I was working for some time on two different repositories, one named app-backend and one named app-frontend. After a few weeks of work, I understood that this was a bad idea.

Instead of two separate repositories, I wanted a single repository named app with two subdirectories frontend and backend.

The internet is full of articles that describe solutions of variants of this problem. The following solution is derived from these articles.

The Solution

The first step is to download the git-filter-repo script from newren/git-filter-repo and move it to some directoy where the shell can find it. git-filter-repo is a standalone Python 3 script that does not have any other dependency. (The installation of Python 3 is not subject of the current little article.)

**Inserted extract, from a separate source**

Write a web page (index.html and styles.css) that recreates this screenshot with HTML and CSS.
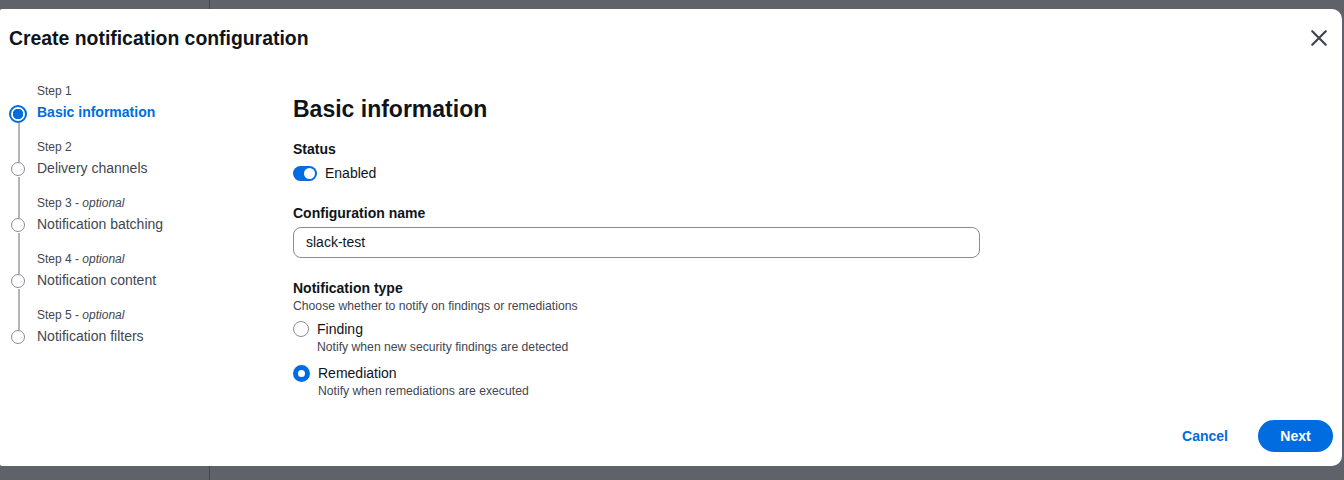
FILE: index.html
```html
<!DOCTYPE html>
<html lang="en">
<head>
  <meta charset="UTF-8" />
  <title>Create notification configuration</title>
  <link rel="stylesheet" href="styles.css">
</head>
<body>

  <!-- Page behind the modal -->
  <div class="backdrop">
    <div class="backdrop-split"></div>
  </div>

  <!-- Modal -->
  <div class="modal">
    <div class="modal-header">
      <h1>Create notification configuration</h1>
      <button class="close-btn" aria-label="Close">
        <svg width="18" height="18" viewBox="0 0 16 16">
          <path d="M2 2 L14 14 M14 2 L2 14" stroke="#424650" stroke-width="2" fill="none" stroke-linecap="round"/>
        </svg>
      </button>
    </div>

    <div class="modal-body">
      <!-- Steps -->
      <ul class="steps">
        <li class="step active">
          <span class="step-num">Step 1</span>
          <span class="step-title">Basic information</span>
        </li>
        <li class="step">
          <span class="step-num">Step 2</span>
          <span class="step-title">Delivery channels</span>
        </li>
        <li class="step">
          <span class="step-num">Step 3 - <i>optional</i></span>
          <span class="step-title">Notification batching</span>
        </li>
        <li class="step">
          <span class="step-num">Step 4 - <i>optional</i></span>
          <span class="step-title">Notification content</span>
        </li>
        <li class="step last">
          <span class="step-num">Step 5 - <i>optional</i></span>
          <span class="step-title">Notification filters</span>
        </li>
      </ul>

      <!-- Form -->
      <div class="form">
        <h2>Basic information</h2>

        <div class="field">
          <div class="field-label">Status</div>
          <label class="toggle-row">
            <span class="toggle"><span class="knob"></span></span>
            Enabled
          </label>
        </div>

        <div class="field">
          <div class="field-label">Configuration name</div>
          <div class="text-input">slack-test</div>
        </div>

        <div class="field">
          <div class="field-label">Notification type</div>
          <div class="field-desc">Choose whether to notify on findings or remediations</div>
          <div class="radio">
            <span class="radio-dot"></span>
            <div>
              <div class="radio-label">Finding</div>
              <div class="radio-desc">Notify when new security findings are detected</div>
            </div>
          </div>
          <div class="radio checked">
            <span class="radio-dot"></span>
            <div>
              <div class="radio-label">Remediation</div>
              <div class="radio-desc">Notify when remediations are executed</div>
            </div>
          </div>
        </div>
      </div>
    </div>

    <div class="modal-footer">
      <button class="link-btn">Cancel</button>
      <button class="primary-btn">Next</button>
    </div>
  </div>

</body>
</html>
```

FILE: styles.css
```css
/* General */
body {
  margin: 0;
  font-family: "Liberation Sans", Arial, sans-serif;
  color: #0f141a;
  background: #5f6369;
  width: 1344px;
  height: 480px;
  overflow: hidden;
  position: relative;
}

.backdrop {
  position: absolute;
  inset: 0;
  background: #5f6369;
}

.backdrop-split {
  position: absolute;
  left: 209px;
  top: 0;
  bottom: 0;
  width: 1px;
  background: #45484d;
}

/* Modal */
.modal {
  position: relative;
  margin-top: 9px;
  width: 1342px;
  height: 457px;
  background: white;
  border-radius: 2px 10px 10px 2px;
  display: flex;
  flex-direction: column;
}

.modal-header {
  display: flex;
  justify-content: space-between;
  align-items: center;
  padding: 17px 14px 0 9px;
}

.modal-header h1 {
  margin: 0;
  font-size: 19.4px;
  font-weight: bold;
  line-height: 24px;
}

.close-btn {
  background: none;
  border: none;
  padding: 0;
  width: 18px;
  height: 18px;
  cursor: pointer;
}

.modal-body {
  display: flex;
  padding-top: 33px;
  flex: 1;
}

/* Steps */
.steps {
  list-style: none;
  margin: 0;
  padding: 0 0 0 37px;
  width: 256px;
}

.step {
  position: relative;
  height: 56px;
}

.step-num {
  display: block;
  font-size: 12px;
  line-height: 16px;
  color: #424650;
}

.step-title {
  display: block;
  font-size: 14px;
  line-height: 20px;
  margin-top: 3px;
  color: #424650;
}

.step::before {
  content: "";
  position: absolute;
  left: -26px;
  top: 23px;
  width: 12px;
  height: 12px;
  border: 1.5px solid #8c8c94;
  border-radius: 50%;
  background: white;
}

.step::after {
  content: "";
  position: absolute;
  left: -19px;
  top: 38px;
  width: 1.5px;
  height: 41px;
  background: #b4b4bb;
}

.step.last::after {
  display: none;
}

.step.active .step-title {
  color: #006ce0;
  font-weight: bold;
}

.step.active::before {
  left: -28px;
  top: 22px;
  width: 14px;
  height: 14px;
  border: 2px solid #006ce0;
  background: radial-gradient(circle, #006ce0 0 5px, white 5.5px);
}

.step.active::after {
  top: 40px;
  height: 39px;
}

/* Form */
.form {
  flex: 1;
  padding-top: 11px;
}

.form h2 {
  margin: 0 0 16px;
  font-size: 23px;
  line-height: 30px;
  font-weight: bold;
}

.field {
  margin-bottom: 21px;
}

.field-label {
  font-size: 14px;
  font-weight: bold;
  line-height: 18px;
  margin-bottom: 5px;
}

.field-desc {
  font-size: 12.2px;
  line-height: 16px;
  color: #424650;
  margin-top: -4px;
  margin-bottom: 5px;
}

.toggle-row {
  display: flex;
  align-items: center;
  gap: 8px;
  font-size: 14px;
  line-height: 20px;
}

.toggle {
  width: 24px;
  height: 15px;
  border-radius: 8px;
  background: #006ce0;
  position: relative;
}

.knob {
  position: absolute;
  right: 2px;
  top: 2px;
  width: 11px;
  height: 11px;
  border-radius: 50%;
  background: white;
}

.text-input {
  width: 687px;
  height: 31px;
  box-sizing: border-box;
  border: 1px solid #8c8c94;
  border-radius: 8px;
  padding: 0 12px;
  font-size: 14px;
  line-height: 29px;
  margin-bottom: 2px;
}

.radio {
  display: flex;
  gap: 8px;
  margin-bottom: 8px;
}

.radio-dot {
  width: 14px;
  height: 14px;
  border: 1.5px solid #8c8c94;
  border-radius: 50%;
  margin-top: 2px;
  flex-shrink: 0;
}

.radio.checked .radio-dot {
  border: 5px solid #006ce0;
  width: 7px;
  height: 7px;
}

.radio-label {
  font-size: 14px;
  line-height: 20px;
}

.radio-desc {
  font-size: 12.2px;
  line-height: 16px;
  color: #424650;
}

/* Footer */
.modal-footer {
  display: flex;
  justify-content: flex-end;
  align-items: center;
  gap: 30px;
  padding: 0 9px 15px 0;
}

.link-btn {
  background: none;
  border: none;
  padding: 0;
  font-family: inherit;
  font-size: 14px;
  font-weight: bold;
  color: #006ce0;
  cursor: pointer;
}

.primary-btn {
  background: #006ce0;
  color: white;
  border: none;
  border-radius: 16px;
  width: 75px;
  height: 32px;
  font-family: inherit;
  font-size: 14px;
  font-weight: bold;
  cursor: pointer;
}
```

Now the content of the app-backend repository can be moved to the backend subdirectory as follows.

cd app-backend
mkdir backend
git filter-repo --force --replace-refs delete-no-add --to-subdirectory-filter backend/

This moves every file under version control to the backend directory while rewriting all the commits so that they look as if they had happened in the backend directory right from the beginning.

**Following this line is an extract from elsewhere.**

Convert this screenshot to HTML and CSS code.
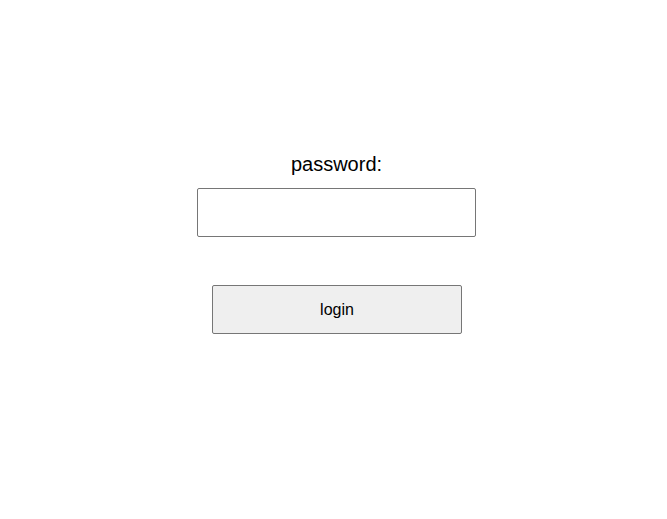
FILE: index.html
```html
<!DOCTYPE html>
<html>
<head>
<meta charset="utf-8">
<link rel="stylesheet" href="styles.css">
</head>
<body>
<main class="login">
  <label class="label" for="pw">password:</label>
  <input class="field" id="pw" type="password">
  <button class="btn" type="button">login</button>
</main>
</body>
</html>
```
FILE: styles.css
```css
html, body {
  margin: 0;
  padding: 0;
  background: #fff;
}
.login {
  display: flex;
  flex-direction: column;
  align-items: center;
  padding-top: 153px;
  padding-left: 6px;
  font-family: "Liberation Sans", Arial, sans-serif;
}
.label {
  font-size: 20px;
  line-height: 23px;
  color: #000;
}
.field {
  box-sizing: border-box;
  width: 279px;
  height: 49px;
  margin-top: 12px;
  border: 1px solid #767676;
  border-radius: 2px;
  background: #fff;
  padding: 0 8px;
  font-size: 16px;
}
.btn {
  box-sizing: border-box;
  width: 250px;
  height: 49px;
  margin-top: 48px;
  margin-left: 1px;
  border: 1px solid #767676;
  border-radius: 2px;
  background: #efefef;
  color: #000;
  font-family: "Liberation Sans", Arial, sans-serif;
  font-size: 16px;
}
```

Similarly, the content of the app-frontend directory can be moved to the frontend directory as follows.

cd app-frontend
mkdir frontend
git filter-repo --force --replace-refs delete-no-add --to-subdirectory-filter frontend/

The reason for these two git-filter-repo operations is to create two repositories that do not overlap when actually merging them as shown below.

mkdir app
cd app
git init
git checkout -b main
git remote add backend ../app-backend
git remote add frontend ../app-frontend
git fetch --all
git merge backend/main --allow-unrelated-histories
git merge frontend/main --allow-unrelated-histories

Looking at the commits using something like git log -p shows that the order of the commits is the expected one and that the commits look as if they had been taken place in the respective subdirectory.

All that remains to do now is to care of the left-over files that were not under version control. It may also be a good idea to merge .gitignore files.

There are many recipes showing how to achieve similar results. However, the ones that I looked at required to move files to backend and frontend directories, respectively. And this would have introduced large commits containing all of the code of the repositories. These commits are avoided by using git-filter-repo as described above.